Below is an excerpt of a review from the Rochester City Newspaper. The full review can be found at: http://www.rochestercitynewspaper.com/restaurants/articles/2010/02/Immigrant-restaurants-a-taste-of-home/

Romy Sial, owner of the Bombay Chaat House in Henrietta, is watching anxiously as I bite into a creamy, cardamom-scented ball of gulab jamun. A few moments ago, after I'd already eaten a plate of bhel puri (curried rice crispies topped with tamarind and mint chutneys, raita, and a generous shake of chili powder), two different samosas, and a kachori (a deep-fried pastry filled with lentils and spices), I told her that I don't really like Indian sweets. She asked me if I'd tried her carrot halwa or her gulab jamun as she walked behind her counter and started dishing me up a portion of both of them.
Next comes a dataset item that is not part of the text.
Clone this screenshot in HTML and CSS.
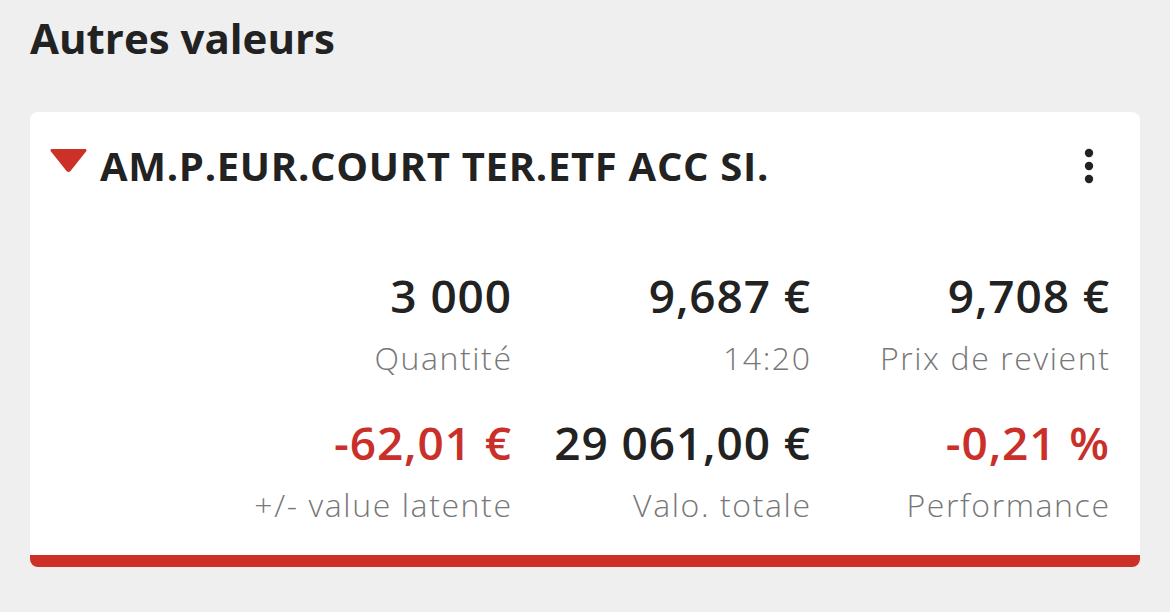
FILE: index.html
```html
<!DOCTYPE html>
<html lang="fr">
<head>
  <meta charset="UTF-8">
  <meta name="viewport" content="width=device-width, initial-scale=1.0">
  <title>Autres valeurs</title>
  <link rel="stylesheet" href="styles.css">
</head>
<body>
  <div class="page">
    <h1 class="section-title">Autres valeurs</h1>
    <div class="position-card">
      <div class="card-header">
        <svg class="trend-icon" width="39" height="25" viewBox="0 0 39 25">
          <path d="M3 1 H36 Q38.5 1 37 3.5 L21.5 23 Q19.5 25 17.5 23 L2 3.5 Q0.5 1 3 1 Z" fill="#cc3027"/>
        </svg>
        <h2 class="stock-name">AM.P.EUR.COURT TER.ETF ACC SI.</h2>
        <svg class="more-icon" width="24" height="40" viewBox="0 0 24 40">
          <circle cx="12" cy="7" r="4.2" fill="#222"/>
          <circle cx="12" cy="20" r="4.2" fill="#222"/>
          <circle cx="12" cy="33" r="4.2" fill="#222"/>
        </svg>
      </div>
      <div class="figures">
        <div class="figure">
          <div class="figure-value">3 000</div>
          <div class="figure-label">Quantité</div>
        </div>
        <div class="figure">
          <div class="figure-value">9,687 €</div>
          <div class="figure-label">14:20</div>
        </div>
        <div class="figure">
          <div class="figure-value">9,708 €</div>
          <div class="figure-label">Prix de revient</div>
        </div>
        <div class="figure">
          <div class="figure-value negative">-62,01 €</div>
          <div class="figure-label">+/- value latente</div>
        </div>
        <div class="figure">
          <div class="figure-value">29 061,00 €</div>
          <div class="figure-label">Valo. totale</div>
        </div>
        <div class="figure">
          <div class="figure-value negative">-0,21 %</div>
          <div class="figure-label">Performance</div>
        </div>
      </div>
    </div>
  </div>
</body>
</html>
```

FILE: styles.css
```css
body {
  margin: 0;
  padding: 0;
  background-color: #efefef;
  font-family: 'Open Sans', 'Noto Sans', sans-serif;
  color: #222;
}

.page {
  padding: 10px 30px 0 30px;
}

.section-title {
  margin: 0 0 46px 0;
  font-size: 42px;
  line-height: 56px;
  font-weight: 700;
  color: #222;
}

.position-card {
  background-color: #fff;
  border-radius: 8px;
  border-bottom: 12px solid #cc3027;
  padding: 28px 31px 28px 19px;
}

.card-header {
  display: flex;
  align-items: center;
  height: 52px;
}

.trend-icon {
  flex: 0 0 auto;
  margin-top: -11px;
  margin-right: 12px;
}

.stock-name {
  flex: 1;
  margin: 0;
  font-size: 40px;
  line-height: 52px;
  font-weight: 700;
  letter-spacing: 0.7px;
  color: #222;
}

.more-icon {
  flex: 0 0 auto;
  margin-right: 8px;
}

.figures {
  display: grid;
  grid-template-columns: repeat(3, 299px);
  justify-content: end;
  row-gap: 34px;
  margin-top: 75px;
}

.figure {
  text-align: right;
}

.figure-value {
  margin-right: -1px;
  font-size: 46px;
  line-height: 56px;
  font-weight: 600;
  letter-spacing: 0.9px;
  color: #222;
}

.figure-value.negative {
  color: #c9302a;
}

.figure-label {
  margin-top: 13px;
  margin-right: -1.6px;
  font-size: 32px;
  line-height: 44px;
  font-weight: 300;
  letter-spacing: 1.6px;
  color: #777;
}
```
The tiny dining room has no polish, but it is all comfort, right down to the ceiling-mounted heater that blows down hot, curry-scented air. My table, with its plastic tablecloth patterned to look like white lace, could be in my grandmother's kitchen. The chairs are comfortable and look like they, too, came out of someone's kitchen.



The door opens and a blast of chilly air ushers two young people, both Indian, into the restaurant. They greet Sial as "Auntie" - a sign of both affection and respect. Sial beams at them, bustling about behind the counter while asking both of them about their classes, about upcoming and past job interviews, about how their winter vacations have been so far. All the while, she is moving about her kitchen, cleaning, rearranging, checking a pot on the household range on which she cooks everything, popping samosas into a microwave for a burst of heat. Sial shows her love through food: this is exactly like eating in my grandmother's kitchen, and the people who frequent the restaurant seem to be coming in as much for the warm reception as for the superlative Indian street food that Sial gets up at 6 every morning to make for them.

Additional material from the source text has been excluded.